- Born: October 14, 1960 (age 65) Erlanger, Kentucky, U.S.
- Origin: Twin Cities, Minnesota, U.S.
- Genres: Jazz, folk, vocal
- Occupations: Vocalist, producer, songwriter, music educator
- Instrument: Vocals

= Judi Donaghy =

American singer-songwriter

Judi Donaghy (born October 14, 1960) is an American vocalist, producer and songwriter from the Twin Cities, as well as a music educator at the former McNally Smith College of Music, as well as a popular jazz performer. She is noted for her work with The Girls, the Wolverines Big Band and most notably as a member of Bobby McFerrin's Voicestra.

==Biography==
Donaghy was born in Erlanger, Kentucky, and began her career as a folk singer. Upon hearing the Wolverines Big Band, she began to include jazz in her focus. She obtained her BM in Vocal Performance from the University of Nebraska–Lincoln and her masters in music education at the University of Minnesota. She was an instructor and department head at McNally Smith College of Music starting in 1994.

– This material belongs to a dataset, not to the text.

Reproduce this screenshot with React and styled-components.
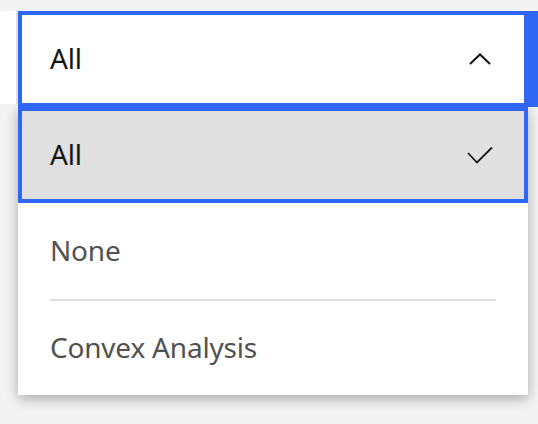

Her vocal group, The Girls, consists of Lori Dokken, Patty Peterson, Erin Schwab.
Among the years, she has also worked with Yo Yo Ma, Carole King, Janis Siegel (of Manhattan Transfer fame), Debbie Duncan, Rhiannon, Julee Cruise, Garrison Keillor and Marilyn McCoo. She recently completed her 4th European tour with Voicestra.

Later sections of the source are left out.